Mais ce qui fascine réellement Arendt et le lecteur, c'est "la banalité du mal", comment ce type à l'intelligence moyenne, médiocre, peut se retrouver être celui aux yeux de tous serait le responsable du génocide juif, alors qu'il n'a pas conscience de faire le "mal" et qu'il dit obéir aux ordres. C'est tout ce paradoxe qui est palpitant. Elle réussit à faire sentir toute la médiocrité d'Eichmann en racontant sa vie, son attitude au procès, mais également son rôle dans le système concentrationnaire nazi, tout en expliquant pourquoi on lui prêtait le rôle de "grand méchant", alors que finalement il n'était qu'un "rouage" et que lors du procès tout était fait pour casser son rôle de "rouage" pour dire que sans lui, le génocide n'aurait pas existé ou pas dans une telle ampleur.
Toute la réflexion autour de la responsabilité et de la culpabilité est passionnante (et le bouquin responsabilité et jugement fait tout à coup plus sens dans mon esprit).
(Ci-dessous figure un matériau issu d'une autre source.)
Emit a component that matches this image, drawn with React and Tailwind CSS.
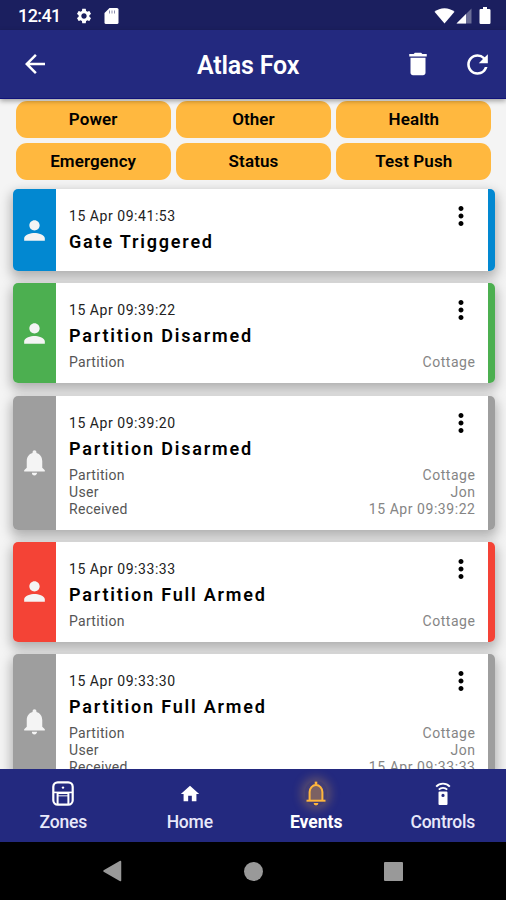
import React from "react"
import {
  MdArrowBack,
  MdDelete,
  MdRefresh,
  MdPerson,
  MdNotifications,
  MdMoreVert,
  MdHome,
  MdSettings,
} from "react-icons/md"

const filters = ["Power", "Other", "Health", "Emergency", "Status", "Test Push"]

const events = [
  {
    time: "15 Apr 09:41:53",
    title: "Gate Triggered",
    color: "bg-[#0288d1]",
    height: "h-[82px]",
    icon: MdPerson,
    details: [],
  },
  {
    time: "15 Apr 09:39:22",
    title: "Partition Disarmed",
    color: "bg-[#4caf50]",
    height: "h-[100px]",
    icon: MdPerson,
    details: [["Partition", "Cottage"]],
  },
  {
    time: "15 Apr 09:39:20",
    title: "Partition Disarmed",
    color: "bg-[#9e9e9e]",
    height: "h-[134px]",
    icon: MdNotifications,
    details: [
      ["Partition", "Cottage"],
      ["User", "Jon"],
      ["Received", "15 Apr 09:39:22"],
    ],
  },
  {
    time: "15 Apr 09:33:33",
    title: "Partition Full Armed",
    color: "bg-[#f44336]",
    height: "h-[100px]",
    icon: MdPerson,
    details: [["Partition", "Cottage"]],
  },
  {
    time: "15 Apr 09:33:30",
    title: "Partition Full Armed",
    color: "bg-[#9e9e9e]",
    height: "h-[134px]",
    icon: MdNotifications,
    details: [
      ["Partition", "Cottage"],
      ["User", "Jon"],
      ["Received", "15 Apr 09:33:33"],
    ],
  },
]

const ZonesIcon = () => (
  <svg width="22" height="25" viewBox="0 0 22 25" fill="none">
    <rect x="1.3" y="1.3" width="19.4" height="22.4" rx="4.5" stroke="white" strokeWidth="2.2" />
    <path d="M2 11.400h18" stroke="white" strokeWidth="1.6" />
    <circle cx="11" cy="6.6" r="1.2" fill="white" />
    <path d="M5.600 23.500V12h10.800v11.500" stroke="white" strokeWidth="2" />
    <path d="M6 14.800h10" stroke="white" strokeWidth="1.2" strokeOpacity="0.8" />
  </svg>
)

const BellIcon = () => (
  <svg width="22" height="25" viewBox="0 0 22 25" fill="none">
    <path
      d="M4.600 19.400V11a6.400 7 0 0 1 12.800 0v8.400"
      fill="#ffb63d"
      fillOpacity="0.3"
      stroke="#ffb63d"
      strokeWidth="2"
    />
    <path d="M1.500 19.700h19" stroke="#ffb63d" strokeWidth="2" />
    <path d="M11 .6v3" stroke="#ffb63d" strokeWidth="2.6" />
    <path d="M8.600 22h4.800a2.400 2.400 0 0 1-4.800 0z" fill="#ffb63d" />
  </svg>
)

const RemoteIcon = () => (
  <svg width="16" height="24" viewBox="0 0 16 24" fill="none">
    <path d="M1.200 4.600a9.200 9.200 0 0 1 13.600 0" stroke="white" strokeWidth="1.900" />
    <path d="M3.800 7.600a5.800 5.800 0 0 1 8.400 0" stroke="white" strokeWidth="1.800" />
    <path
      d="M4.500 9.600h7a1 1 0 0 1 1 1V22a1 1 0 0 1-1 1h-7a1 1 0 0 1-1-1V10.600a1 1 0 0 1 1-1zM8 11.800a1.600 1.600 0 1 0 0 3.200 1.600 1.600 0 0 0 0-3.200z"
      fill="white"
      fillRule="evenodd"
    />
  </svg>
)

const StatusBar = () => (
  <div className="h-[30px] shrink-0 bg-[#1b1f5f] flex items-center justify-between pl-[18px] pr-[15px] pt-[2px] text-white">
    <div className="flex items-center">
      <span className="w-[57px] text-[18px] font-medium leading-none tracking-[-0.6px]">12:41</span>
      <MdSettings className="text-[18px]" />
      <svg className="ml-[10.500px]" width="15" height="16" viewBox="0 0 15 16">
        <path
          d="M5.500 0H13a1.500 1.500 0 0 1 1.500 1.500v13A1.500 1.500 0 0 1 13 16H2a1.500 1.500 0 0 1-1.500-1.500V5z"
          fill="white"
        />
        <path d="M5.500 2.500v3M8 2.500v3M10.500 2.500v3" stroke="#1b1f5f" strokeWidth="1" strokeOpacity="0.5" />
      </svg>
    </div>
    <div className="flex items-center">
      <svg width="21" height="16" viewBox="0 0 21 16">
        <path d="M.5 3.800a15.500 15.500 0 0 1 20 0L10.500 15.500z" fill="white" />
      </svg>
      <svg className="ml-[1.500px]" width="16" height="16" viewBox="0 0 16 16">
        <path d="M15.500.500v15H.500z" fill="white" fillOpacity="0.35" />
        <path d="M10 6v9.500H.500z" fill="white" />
      </svg>
      <svg className="ml-[7px]" width="12" height="18" viewBox="0 0 12 18">
        <path
          d="M4 0h4v2h2.500A1.200 1.200 0 0 1 11.500 3.200v12.600a1.200 1.200 0 0 1-1.200 1.200H1.700a1.200 1.200 0 0 1-1.200-1.200V3.200A1.200 1.200 0 0 1 1.700 2H4z"
          fill="white"
        />
      </svg>
    </div>
  </div>
)

const EventCard = ({ event }) => {
  const Icon = event.icon
  return (
    <div
      className={`${event.height} shrink-0 flex rounded-[5px] overflow-hidden shadow-[0_5px_12px_2px_rgba(0,0,0,0.28)]`}
    >
      <div className={`${event.color} w-[43px] flex items-center justify-center text-[#f4f4f4]`}>
        <Icon className="text-[31px]" />
      </div>
      <div className="relative flex-1 bg-white pl-[13px] pr-[13px] pt-[18px]">
        <p className="text-[14px] leading-[18px] tracking-[0.55px] text-[#222]">{event.time}</p>
        <h3 className="mt-[7px] text-[18px] leading-[20px] font-semibold tracking-[1.8px] text-black">
          {event.title}
        </h3>
        <div className="mt-[8px]">
          {event.details.map(([label, value]) => (
            <div key={label} className="flex justify-between text-[14px] leading-[17px]">
              <span className="tracking-[0.3px] text-[#555]">{label}</span>
              <span className="mr-[-0.500px] tracking-[0.55px] text-[#858585]">{value}</span>
            </div>
          ))}
        </div>
        <MdMoreVert className="absolute right-[12px] top-[12px] text-[30px] text-black" />
      </div>
      <div className={`${event.color} w-[6.500px]`} />
    </div>
  )
}

const NavItem = ({ label, active, children }) => (
  <div className="flex-1 flex flex-col items-center">
    <div className="h-[27px] flex items-center justify-center">{children}</div>
    <span
      className={`mt-[4px] text-[17.500px] leading-[22px] ${active ? "font-bold text-white" : "font-medium tracking-[-0.2px] text-[#e8e8fa]"}`}
    >
      {label}
    </span>
  </div>
)

const App = () => {
  return (
    <div className="w-[506px] h-[900px] flex flex-col overflow-hidden bg-[#f4f4f4] font-['Roboto',sans-serif]">
      <StatusBar />

      {/* App bar */}
      <header className="z-10 h-[69px] shrink-0 bg-[#23297f] border-b border-[#10127a] shadow-[0_2px_5px_rgba(0,0,0,0.35)] flex items-center pl-[20px] pr-[13px] text-white">
        <MdArrowBack className="text-[30px]" />
        <h1 className="ml-[147px] mt-[2px] w-[206px] text-[25px] font-semibold tracking-[-0.2px] leading-none">
          Atlas Fox
        </h1>
        <MdDelete className="text-[30px]" />
        <MdRefresh className="ml-[29px] text-[31px]" />
      </header>

      {/* Event list */}
      <main className="flex-1 min-h-0 overflow-hidden">
        <div className="grid grid-cols-3 gap-[5px] pl-[15.500px] pr-[14.500px] pt-[2px]">
          {filters.map((name) => (
            <button
              key={name}
              className="h-[37px] pt-px rounded-[11px] bg-[#ffb83f] text-[17px] font-semibold tracking-[0.1px] text-black"
            >
              {name}
            </button>
          ))}
        </div>
        <div className="flex flex-col gap-[12.300px] pt-[9px] pl-[13px] pr-[11.500px]">
          {events.map((event) => (
            <EventCard key={event.time} event={event} />
          ))}
        </div>
      </main>

      {/* Bottom tabs */}
      <nav className="z-10 h-[73px] shrink-0 bg-[#23297f] flex pt-[11px]">
        <NavItem label="Zones">
          <ZonesIcon />
        </NavItem>
        <NavItem label="Home">
          <MdHome className="text-[22px] text-white" />
        </NavItem>
        <NavItem label="Events" active>
          <div className="rounded-full bg-[#ffb63d]/15 shadow-[0_0_10px_4px_rgba(255,182,61,0.25)]">
            <BellIcon />
          </div>
        </NavItem>
        <NavItem label="Controls">
          <RemoteIcon />
        </NavItem>
      </nav>

      {/* System navigation */}
      <div className="h-[58px] shrink-0 bg-black flex items-center justify-between pl-[103px] pr-[103px]">
        <svg width="19" height="22" viewBox="0 0 19 22">
          <path d="M17.500 1.500v19L1 11z" fill="#999" stroke="#999" strokeWidth="1.500" strokeLinejoin="round" />
        </svg>
        <div className="size-[19px] rounded-full bg-[#999]" />
        <div className="size-[19px] rounded-[1px] bg-[#999]" />
      </div>
    </div>
  )
}

export default App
Mais Arendt ne se limite pas au simple procès et à son contexte, elle décrit la logistique de la déportation en Europe et je dois dire que j'ai appris plein de choses, notamment la résistance bulgare à s'en prendre à ses juifs, au fait que les roumains avaient une longueur d'avance sur Hitler à ce niveau là et que les nazis cherchaient limite à tempérer leurs ardeurs, mais aussi, mine de rien que les français avaient rechignés à donner les juifs français, que Pétain et Laval n'étaient pas au courant de la volonté réelle des nazis, etc.
J'ai beaucoup apprécié également les piques envoyées à l'état d'Israël au début du livre où elle dit que finalement les lois de Nuremberg étaient appliquées en Israël (notamment l'interdiction du mariage mixte).
Bref, c'est un livre extrêmement riche et passionnant, où le fait qu'elle "raconte l'histoire" du procès, avec son contexte, les enjeux et tout ce qu'il faut savoir sur la question, permet d'avoir une vision globale extrêmement intéressante et complète et bien moins manichéenne qu'un Eichmann = Satan, mais avec une réelle complexité et une réelle réflexion sur la "banalité du mal" et le fait que justement ce qui est "terrifiant" c'est que tout ça a été fait par des gens normaux, pas des sadiques, pas des psychopathes, mais des fonctionnaires, parfois zélés...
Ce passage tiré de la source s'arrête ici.